[Begin Material for this exercise]

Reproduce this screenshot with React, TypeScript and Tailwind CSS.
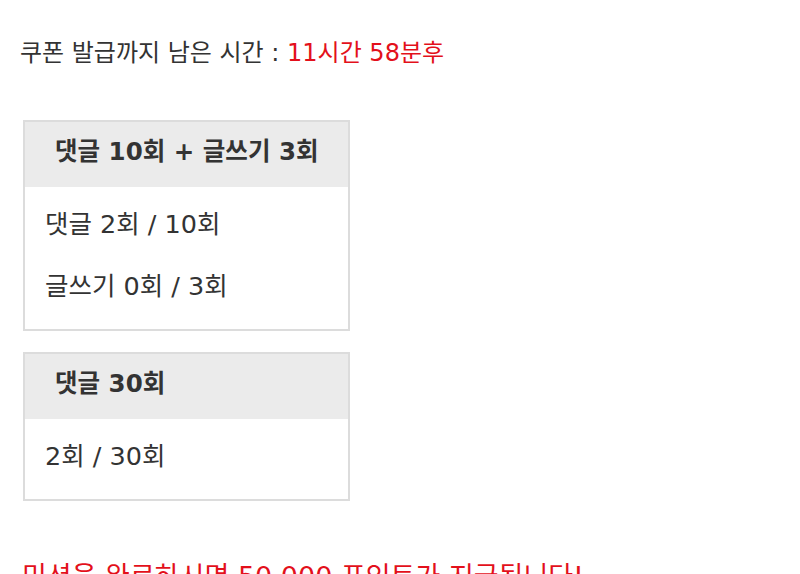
const missions = [
  {
    title: "댓글 10회 + 글쓰기 3회",
    rows: ["댓글 2회 / 10회", "글쓰기 0회 / 3회"],
  },
  {
    title: "댓글 30회",
    rows: ["2회 / 30회"],
  },
];

const App = () => {
  return (
    <div
      className="min-h-[574px] bg-white px-[20px] pt-[35px] text-[24px] leading-[36px] text-[#333]"
      style={{ fontFamily: '"DejaVu Sans", "Noto Sans CJK KR", sans-serif' }}
    >
      <p>
        쿠폰 발급까지 남은 시간 : <span className="text-[#e3101b]">11시간 58분후</span>
      </p>

      <div className="mt-[49px] ml-[3px] flex flex-col gap-[21px]">
        {missions.map((m) => (
          <div key={m.title} className="w-[327px] border-2 border-[#dcdcdc]">
            <div className="flex h-[65px] items-center bg-[#ebebeb] pb-[6px] pl-[30px] text-[24.5px] font-bold">
              {m.title}
            </div>
            <div className="pt-[6px] pb-[12px] pl-[20px] text-[25.5px]">
              {m.rows.map((r) => (
                <p key={r} className="leading-[62px]">
                  {r}
                </p>
              ))}
            </div>
          </div>
        ))}
      </div>

      <p className="mt-[58px] ml-[2px] text-[27px] text-[#e3101b]">
        미션을 완료하시면 50,000 포인트가 지급됩니다!
      </p>
    </div>
  );
};

export default App;
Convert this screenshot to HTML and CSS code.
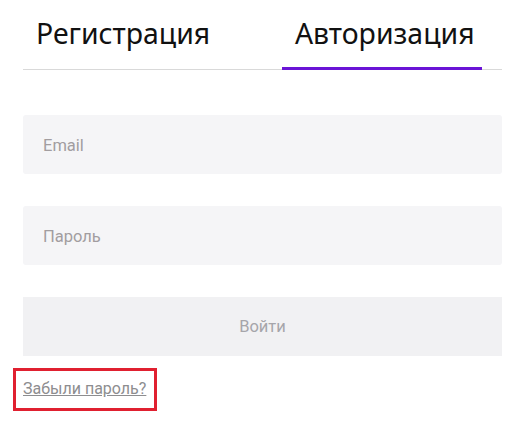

[End Material for this exercise]

**Job:** From the entries above, copy every line containing the word "screenshot".

**The answer:**
Reproduce this screenshot with React, TypeScript and Tailwind CSS.
Convert this screenshot to HTML and CSS code.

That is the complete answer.